The extent of countries’ dependence on commodity exports as a key factor in determining their economic well-being has increased over the last decade from 93 countries in 2008-2009 to 101 in 2018-2019, according to United Nations Conference on Trade and Development’s (UNCTAD) State of Commodity Dependence 2021 report released just over a week ago.
The report puts the nominal value of global commodity exports at US$4.38 trillion in 2018-2019, a 20% increase compared with 2008–2009, the report shows. The findings of the report are less than upbeat news for commodity-dependent developing countries which, according to UNCTAD‘s Head of Commodities Janvier Nkurunziza “makes countries more vulnerable to negative economic shocks,… and can have a negative impact on export and fiscal revenues and adversely affect a country’s economic development.”
By international standards, countries are considered to be commodity-dependent when more than 60 per cent of their total merchandise exports are composed of commodities.
The UNCTAD probe says that most countries that were dependent on commodities in 2008–2009 remained so in 2018–2019, a circumstance that highlights the persistence of the phenomenon. The more recent report indicates that 87 per cent of developing and poor countries are commodity-dependent.
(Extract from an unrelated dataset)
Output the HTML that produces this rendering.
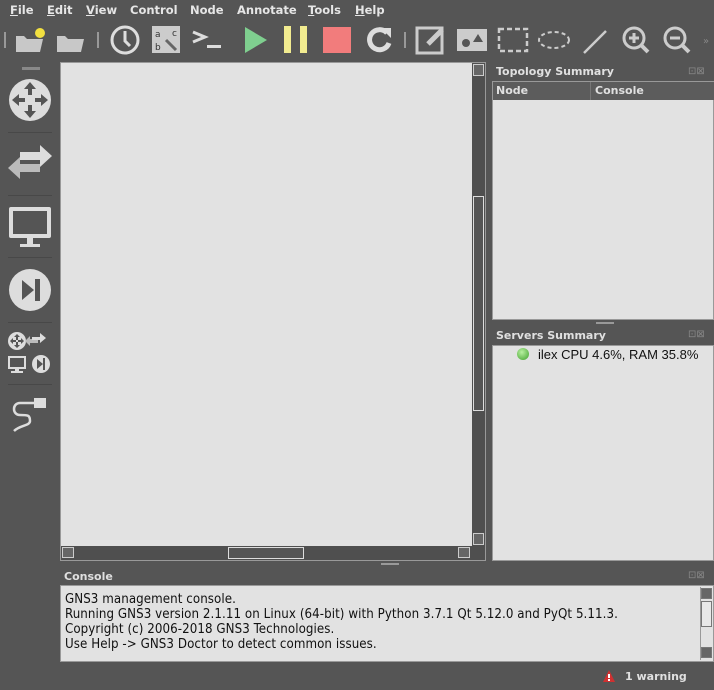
<!DOCTYPE html>
<html><head><style>
*{margin:0;padding:0;box-sizing:border-box}
body{width:714px;height:690px;background:#555;position:relative;overflow:hidden;font-family:"DejaVu Sans","Liberation Sans",sans-serif;color:#e8e8e8}
.a{position:absolute}
.menu{top:3px;font-size:11.5px;font-weight:bold;color:#e6e6e6}
.t{font-size:11px;font-weight:bold;color:#e0e0e0}
.con{font-family:"DejaVu Sans Condensed","DejaVu Sans","Liberation Sans",sans-serif;font-size:13.2px;letter-spacing:0.07px;color:#111;line-height:15px}
</style></head><body>
<div class="a menu" style="left:10px"><u>F</u>ile</div>
<div class="a menu" style="left:47px"><u>E</u>dit</div>
<div class="a menu" style="left:86px"><u>V</u>iew</div>
<div class="a menu" style="left:130px">Control</div>
<div class="a menu" style="left:190px">Node</div>
<div class="a menu" style="left:237px">Annotate</div>
<div class="a menu" style="left:308px"><u>T</u>ools</div>
<div class="a menu" style="left:355px"><u>H</u>elp</div>

<svg class="a" style="left:0;top:22px" width="714" height="38">
<g fill="#999"><rect x="4" y="10" width="2" height="16"/><rect x="97" y="10" width="2" height="16"/><rect x="404" y="10" width="2" height="16"/></g>
<path d="M16 14h8l3 3h16l-3 13H16z" fill="#c8c8c8"/><circle cx="40" cy="11" r="5" fill="#f2e040"/>
<path d="M57 14h8l3 3h16l-3 13H57z" fill="#c8c8c8"/>
<circle cx="125" cy="18" r="13" fill="none" stroke="#ddd" stroke-width="3"/><path d="M125 9v10l5 5" stroke="#ddd" stroke-width="3" fill="none"/>
<rect x="152" y="4" width="28" height="27" fill="#ccc"/><text x="155" y="15" font-size="9" fill="#333">a</text><text x="172" y="14" font-size="9" fill="#333">c</text><text x="155" y="28" font-size="9" fill="#333">b</text><path d="M166 18l10 10" stroke="#666" stroke-width="3"/>
<path d="M193 10l12 5-12 5" stroke="#ddd" stroke-width="3" fill="none"/><rect x="207" y="23" width="14" height="3" fill="#ddd"/>
<path d="M245 5l22 13-22 13z" fill="#7fcf8f"/>
<rect x="284" y="4" width="7" height="27" fill="#f2ec90"/><rect x="300" y="4" width="7" height="27" fill="#f2ec90"/>
<rect x="323" y="5" width="28" height="26" fill="#f27c7c"/>
<path d="M387 11a10 10 0 1 0 2 10" stroke="#ddd" stroke-width="5" fill="none"/><path d="M381 6l10 0 0 10z" fill="#ddd"/>
<rect x="417" y="6" width="25" height="25" fill="none" stroke="#ccc" stroke-width="3"/><path d="M428 22l14-14" stroke="#ccc" stroke-width="5"/>
<rect x="457" y="7" width="30" height="22" fill="#ccc"/><circle cx="466" cy="21" r="4" fill="#555"/><path d="M473 20l5-8 5 8z" fill="#555"/>
<rect x="499" y="7" width="28" height="22" fill="none" stroke="#ccc" stroke-width="2.5" stroke-dasharray="5 3"/>
<ellipse cx="554" cy="18" rx="15" ry="8" fill="none" stroke="#ccc" stroke-width="2" stroke-dasharray="4 3"/>
<path d="M584 31l22-22" stroke="#ccc" stroke-width="2.5"/>
<circle cx="634" cy="16" r="10" fill="none" stroke="#ccc" stroke-width="3"/><path d="M641 23l7 7" stroke="#ccc" stroke-width="4"/><path d="M629 16h10M634 11v10" stroke="#ccc" stroke-width="3"/>
<circle cx="675" cy="16" r="10" fill="none" stroke="#ccc" stroke-width="3"/><path d="M682 23l7 7" stroke="#ccc" stroke-width="4"/><path d="M670 16h10" stroke="#ccc" stroke-width="3"/>
<text x="703" y="22" font-size="10" fill="#888">»</text>
</svg>

<svg class="a" style="left:0;top:60px" width="60" height="390">
<rect x="22" y="7" width="18" height="3" fill="#888"/>
<circle cx="30" cy="40" r="21" fill="#ddd"/>
<g fill="#555"><path d="M30 22l6 7h-4v6h-4v-6h-4zM30 58l6-7h-4v-6h-4v6h-4zM12 40l7-6v4h6v4h-6v4zM48 40l-7-6v4h-6v4h6v4z"/></g>
<rect x="8" y="72" width="44" height="1" fill="#484848"/>
<path d="M20 92h20v-7l12 11-12 11v-7H20z" fill="#ddd"/><path d="M40 104H20v-7L8 108l12 11v-7h20z" fill="#bbb"/>
<rect x="8" y="135" width="44" height="1" fill="#484848"/>
<rect x="9" y="147" width="42" height="31" rx="2" fill="#ddd"/><rect x="13" y="151" width="34" height="23" fill="#555"/><rect x="27" y="178" width="6" height="6" fill="#ddd"/><rect x="20" y="184" width="20" height="3" fill="#ddd"/>
<rect x="8" y="197" width="44" height="1" fill="#484848"/>
<circle cx="30" cy="230" r="21" fill="#ddd"/><path d="M22 220l12 10-12 10z" fill="#555"/><rect x="35" y="219" width="5" height="22" fill="#555"/>
<rect x="8" y="262" width="44" height="1" fill="#484848"/>
<circle cx="17" cy="281" r="9" fill="#ddd"/><g fill="#555"><path d="M17 274l3 3h-2v3h-2v-3h-2zM17 288l3-3h-2v-3h-2v3h-2zM10 281l3-3v2h3v2h-3v2zM24 281l-3-3v2h-3v2h3v2z"/></g>
<path d="M38 279h-8v-3l-5 5 5 5v-3h8z" fill="#bbb"/><path d="M32 277h8v-4l6 5-6 5v-3h-8z" fill="#ddd"/>
<rect x="8" y="296" width="18" height="13" fill="#ddd"/><rect x="10" y="298" width="14" height="9" fill="#555"/><rect x="15" y="309" width="4" height="2" fill="#ddd"/><rect x="11" y="311" width="12" height="2" fill="#ddd"/>
<circle cx="41" cy="304" r="9" fill="#ddd"/><path d="M37 299l6 5-6 5z" fill="#555"/><rect x="43" y="298" width="2" height="12" fill="#555"/>
<rect x="8" y="324" width="44" height="1" fill="#484848"/>
<rect x="34" y="338" width="12" height="10" fill="#ddd"/><path d="M34 343h-14c-8 0-8 12 0 12c8 0 10 0 10 6c0 5-10 4-16 10" stroke="#ddd" stroke-width="2.5" fill="none"/>
</svg>

<div class="a" style="left:60px;top:62px;width:426px;height:499px;border:1px solid #999;background:#4f4f4f"></div>
<div class="a" style="left:61px;top:63px;width:411px;height:483px;background:#e2e2e2"></div>
<div class="a" style="left:473px;top:64px;width:11px;height:12px;border:1px solid #ccc;background:#666"></div>
<div class="a" style="left:473px;top:196px;width:11px;height:215px;border:1px solid #ddd;background:#555"></div>
<div class="a" style="left:473px;top:533px;width:11px;height:12px;border:1px solid #ccc;background:#666"></div>
<div class="a" style="left:62px;top:547px;width:12px;height:11px;border:1px solid #ccc;background:#666"></div>
<div class="a" style="left:228px;top:547px;width:76px;height:12px;border:1px solid #ddd;background:#555"></div>
<div class="a" style="left:458px;top:547px;width:12px;height:11px;border:1px solid #ccc;background:#666"></div>

<div class="a t" style="left:496px;top:65px">Topology Summary</div>
<div class="a" style="left:688px;top:66px;font-size:10px;color:#888">⊡⊠</div>
<div class="a" style="left:492px;top:81px;width:222px;height:239px;background:#e2e2e2;border:1px solid #999"></div>
<div class="a" style="left:493px;top:82px;width:221px;height:18px;background:#5c5c5c"></div>
<div class="a" style="left:590px;top:82px;width:1px;height:18px;background:#777"></div>
<div class="a t" style="left:496px;top:84px">Node</div>
<div class="a t" style="left:595px;top:84px">Console</div>
<div class="a" style="left:596px;top:322px;width:18px;height:2px;background:#999"></div>

<div class="a t" style="left:496px;top:329px">Servers Summary</div>
<div class="a" style="left:688px;top:329px;font-size:10px;color:#888">⊡⊠</div>
<div class="a" style="left:492px;top:345px;width:222px;height:216px;background:#e2e2e2;border:1px solid #999"></div>
<div class="a" style="left:517px;top:348px;width:12px;height:12px;border-radius:50%;background:radial-gradient(circle at 40% 35%,#b8f0a0,#3fa02c)"></div>
<div class="a" style="left:538px;top:347px;font-family:'Liberation Sans',sans-serif;font-size:13px;color:#111">ilex CPU 4.6%, RAM 35.8%</div>

<div class="a" style="left:381px;top:563px;width:18px;height:2px;background:#999"></div>
<div class="a t" style="left:64px;top:570px">Console</div>
<div class="a" style="left:688px;top:570px;font-size:10px;color:#888">⊡⊠</div>
<div class="a" style="left:60px;top:585px;width:654px;height:77px;background:#e2e2e2;border:1px solid #999"></div>
<div class="a con" style="left:65px;top:592px">GNS3 management console.<br>Running GNS3 version 2.1.11 on Linux (64-bit) with Python 3.7.1 Qt 5.12.0 and PyQt 5.11.3.<br>Copyright (c) 2006-2018 GNS3 Technologies.<br>Use Help -&gt; GNS3 Doctor to detect common issues.</div>
<div class="a" style="left:700px;top:587px;width:13px;height:73px;background:#e2e2e2;border-left:1px solid #999"></div>
<div class="a" style="left:701px;top:588px;width:11px;height:11px;border:1px solid #777;background:#666"></div>
<div class="a" style="left:701px;top:601px;width:11px;height:26px;border:1px solid #777;background:#e8e8e8"></div>
<div class="a" style="left:701px;top:647px;width:11px;height:11px;border:1px solid #777;background:#666"></div>

<svg class="a" style="left:602px;top:669px" width="14" height="14"><path d="M7 1l6 12H1z" fill="#d03030"/><rect x="6" y="5" width="2" height="4" fill="#fff"/><rect x="6" y="10" width="2" height="2" fill="#fff"/></svg>
<div class="a t" style="left:625px;top:670px">1 warning</div>
</body></html>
The 2018-2019 report indicates that of the 101 commodity-dependent countries, 38 relied on agricultural product exports, 32 on mining exports, and 31 on fuels.
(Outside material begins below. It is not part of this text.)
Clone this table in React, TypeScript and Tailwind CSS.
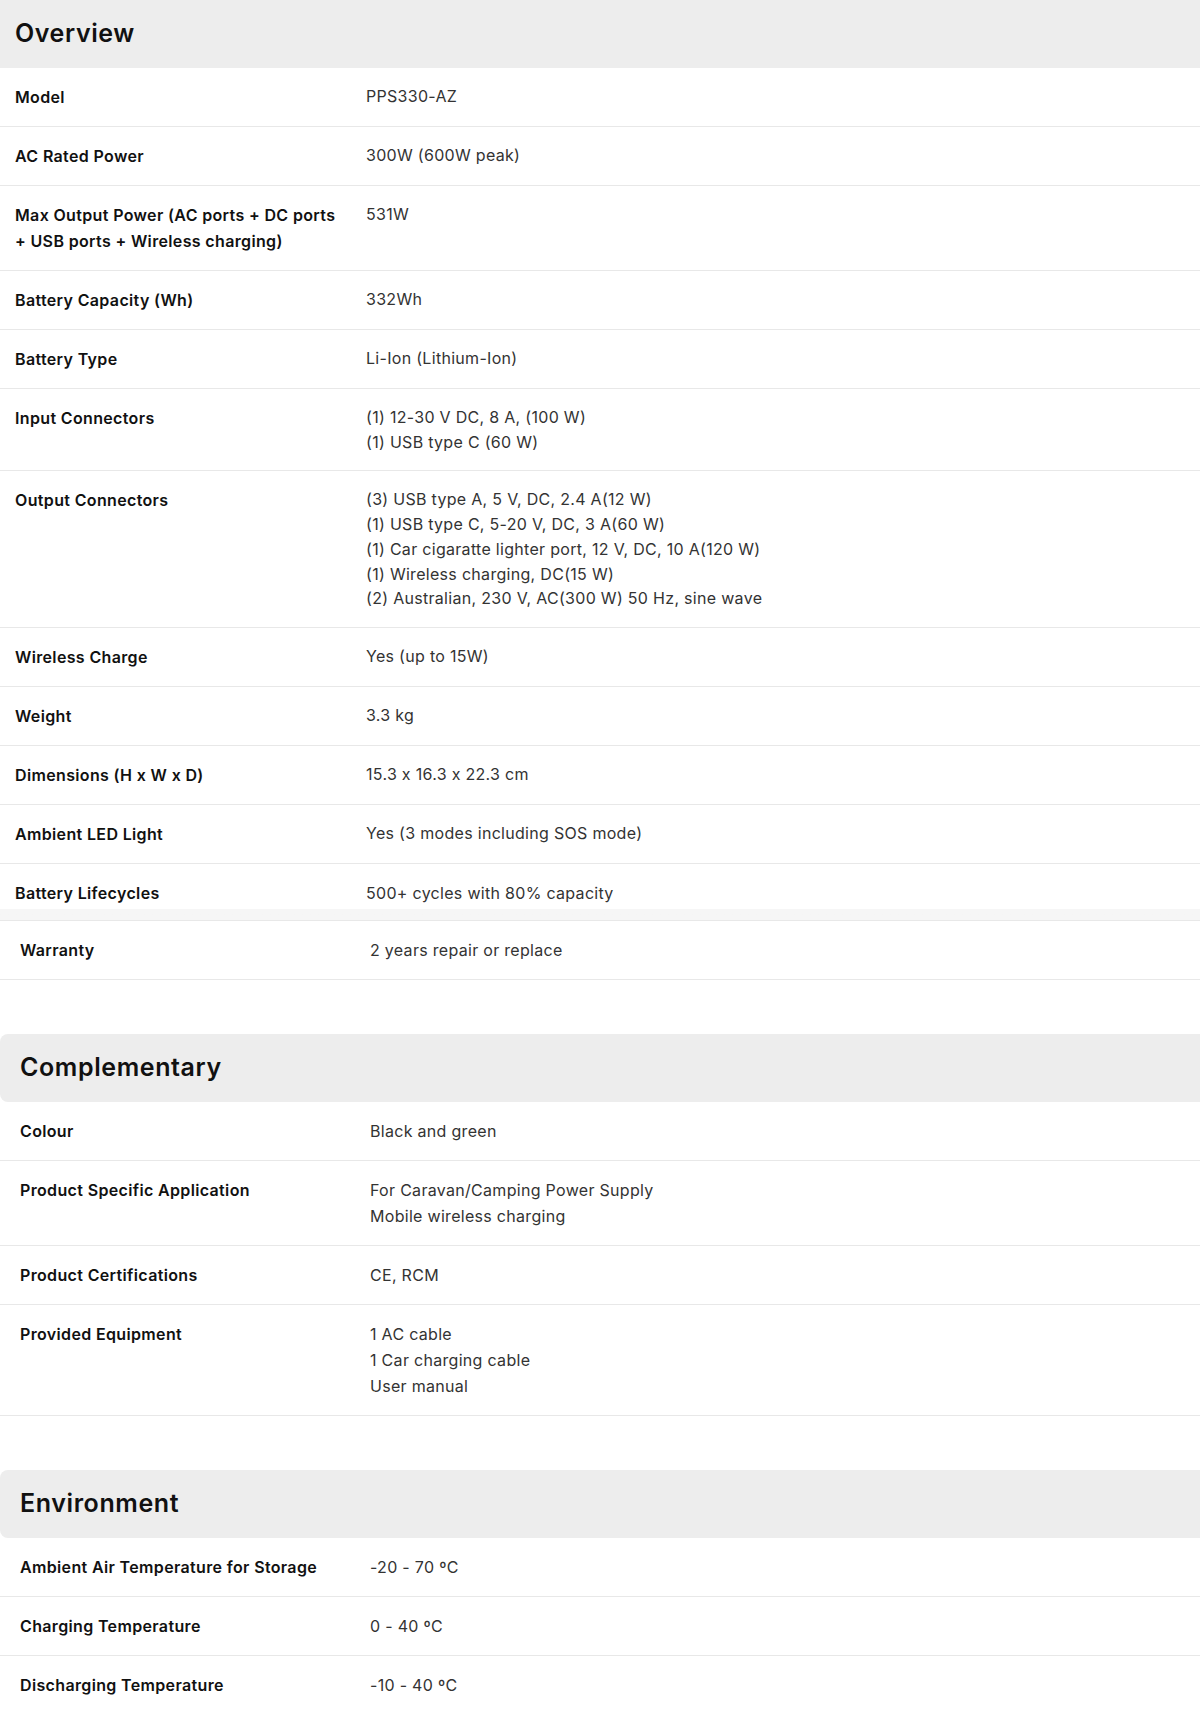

More than two thirds of the countries in Africa and Oceania are designated as commodity export dependent, relying as they do on earnings from those exports for more than 70 per cent of their total merchandise export revenues, according to the UNCTAD report.
All twelve (12) of the countries in South America had a level of commodity dependence greater than 60 per cent in 2018–2019, and for three-quarters of them, the share of commodity exports out of merchandise exports exceeded 80 per cent.
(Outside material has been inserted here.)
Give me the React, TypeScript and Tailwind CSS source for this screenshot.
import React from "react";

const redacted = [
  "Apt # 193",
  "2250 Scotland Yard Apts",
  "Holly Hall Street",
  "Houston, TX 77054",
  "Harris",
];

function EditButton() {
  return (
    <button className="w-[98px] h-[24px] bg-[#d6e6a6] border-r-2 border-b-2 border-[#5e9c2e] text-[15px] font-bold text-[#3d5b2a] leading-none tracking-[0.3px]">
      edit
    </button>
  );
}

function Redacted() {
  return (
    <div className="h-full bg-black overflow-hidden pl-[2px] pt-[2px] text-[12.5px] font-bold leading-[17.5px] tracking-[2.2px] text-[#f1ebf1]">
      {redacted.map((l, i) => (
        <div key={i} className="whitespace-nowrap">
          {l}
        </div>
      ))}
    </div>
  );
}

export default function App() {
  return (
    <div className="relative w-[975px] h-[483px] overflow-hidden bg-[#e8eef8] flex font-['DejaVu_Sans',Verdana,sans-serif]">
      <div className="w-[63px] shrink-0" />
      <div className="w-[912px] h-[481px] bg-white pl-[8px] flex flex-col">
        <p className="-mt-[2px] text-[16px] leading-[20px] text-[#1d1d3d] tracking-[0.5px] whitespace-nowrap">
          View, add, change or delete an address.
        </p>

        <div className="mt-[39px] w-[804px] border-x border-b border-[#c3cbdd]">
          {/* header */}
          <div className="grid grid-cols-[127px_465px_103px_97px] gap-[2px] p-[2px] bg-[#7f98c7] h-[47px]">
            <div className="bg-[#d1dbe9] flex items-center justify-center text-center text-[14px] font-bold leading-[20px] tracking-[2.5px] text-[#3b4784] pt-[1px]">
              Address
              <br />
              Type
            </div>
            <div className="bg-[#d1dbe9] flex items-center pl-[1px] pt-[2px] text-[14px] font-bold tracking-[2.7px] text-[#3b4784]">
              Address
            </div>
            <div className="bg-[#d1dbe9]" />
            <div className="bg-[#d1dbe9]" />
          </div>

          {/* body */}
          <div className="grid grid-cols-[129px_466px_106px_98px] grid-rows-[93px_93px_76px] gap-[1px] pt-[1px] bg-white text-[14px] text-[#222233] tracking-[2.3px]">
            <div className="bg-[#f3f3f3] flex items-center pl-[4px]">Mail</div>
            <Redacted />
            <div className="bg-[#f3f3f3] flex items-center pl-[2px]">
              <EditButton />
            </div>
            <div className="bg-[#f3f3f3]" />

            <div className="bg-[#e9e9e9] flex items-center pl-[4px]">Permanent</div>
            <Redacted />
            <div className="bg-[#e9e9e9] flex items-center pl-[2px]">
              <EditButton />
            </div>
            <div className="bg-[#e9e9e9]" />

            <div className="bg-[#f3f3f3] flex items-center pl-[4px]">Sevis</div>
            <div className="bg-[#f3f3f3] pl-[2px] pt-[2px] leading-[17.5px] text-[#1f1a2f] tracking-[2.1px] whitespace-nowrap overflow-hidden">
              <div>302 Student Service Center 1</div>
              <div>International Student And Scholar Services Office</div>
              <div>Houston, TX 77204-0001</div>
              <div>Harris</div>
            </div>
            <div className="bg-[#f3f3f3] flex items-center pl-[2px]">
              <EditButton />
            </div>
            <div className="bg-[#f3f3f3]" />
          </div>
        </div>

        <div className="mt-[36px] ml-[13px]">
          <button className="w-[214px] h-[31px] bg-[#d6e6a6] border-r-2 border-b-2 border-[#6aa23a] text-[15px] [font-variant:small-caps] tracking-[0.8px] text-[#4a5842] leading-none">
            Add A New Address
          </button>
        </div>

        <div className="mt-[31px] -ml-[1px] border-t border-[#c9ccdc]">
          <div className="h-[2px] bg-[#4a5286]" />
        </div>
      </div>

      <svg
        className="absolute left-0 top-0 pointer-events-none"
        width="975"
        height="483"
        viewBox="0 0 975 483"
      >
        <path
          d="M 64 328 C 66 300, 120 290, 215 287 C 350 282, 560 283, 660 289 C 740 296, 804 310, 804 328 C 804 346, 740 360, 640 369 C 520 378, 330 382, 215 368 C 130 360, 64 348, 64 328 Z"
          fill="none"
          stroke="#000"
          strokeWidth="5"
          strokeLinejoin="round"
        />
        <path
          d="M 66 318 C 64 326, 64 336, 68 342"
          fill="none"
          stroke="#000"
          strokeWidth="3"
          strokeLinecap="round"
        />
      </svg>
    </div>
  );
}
The 2021 issue is the fifth edition of the “UNCTAD State of Commodity Dependence” series. It urges developing countries whose economies depend on commodities to enhance their technological capacities to escape the commodity trap that leaves most of their populations poor and vulnerable. It warned that most of the countries are likely to remain trapped for the foreseeable future unless they go through “a process of technology-enabled structural transformation.”